T12A-06
Maps of Secondary Slip Structures within Fault Steps & Mechanical Models of their Development and Influence on Multifault Earthquake Ruptures

Monday, 14 December 2015: 11:35
306 (Moscone South)
Elizabeth H Madden, Ludwig Maximilians University of Munich, Dept. of Earth and Environmental Sciences, Munich, Germany, Michele L Cooke, University of Massachusetts Amherst, Amherst, MA, United States and Heather M Savage, Columbia University of New York, Palisades, NY, United States
Abstract:
Following an earthquake, complex fault arrays and distributed damage may be mapped at the surface and at depth from aftershocks, particularly in steps between faults. For example, a releasing step between two faults involved in the 1992 Landers, CA earthquake hosts a complex array of surface faulting and numerous aftershocks at depth, many of which cluster along distinct surfaces. Paleoseismology and observations from the 1979 Homestead Valley earthquake sequence located within this step suggest structural development in prior earthquakes as well. We ask: how important are these structures in allowing slip to continue through a releasing step and how do they develop over geologic time? We analyze slip structures within releasing steps from several earthquakes and use these data to constrain 2D, slip-weakening models of linear, 20 km faults separated by releasing steps with widths of 0.5 to 5 km. We assess if and when slip continues across these steps, both without and with the development of slip structures within the step. Perhaps unsurprisingly, the development of new structures within a step promotes slip through the step. However, both the potential for the continuation of slip and the extent of the structural development there depend on different aspects of the step geometry. Prior to the development of additional slip structures, all sets of faults with step distances of <1 km show continuous slip through the step, but only overlapping fault sets with step distances of ≥1 km do so. This threshold distance also depends on stress drop along model faults.
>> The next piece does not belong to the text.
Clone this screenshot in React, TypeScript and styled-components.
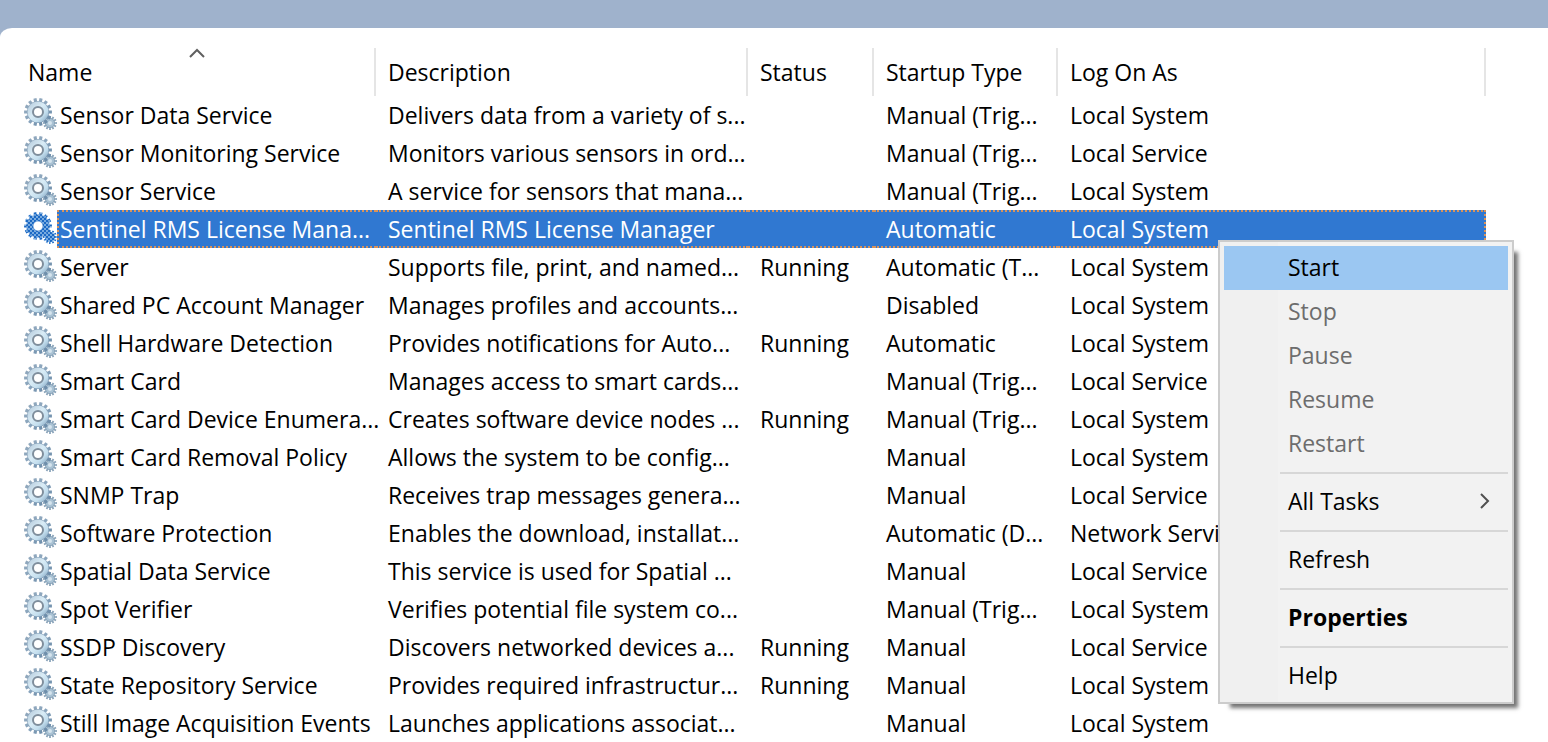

When slip structures are allowed to develop, they do so preferentially within steps between overlapping faults and the continuation of slip becomes more dependent on fault overlap than step distance. This suite of models reveals that both fault step geometry and secondary slip structures are key characteristics of releasing steps and that accounting for these features is critical to assessing the seismic hazard of segmented fault systems.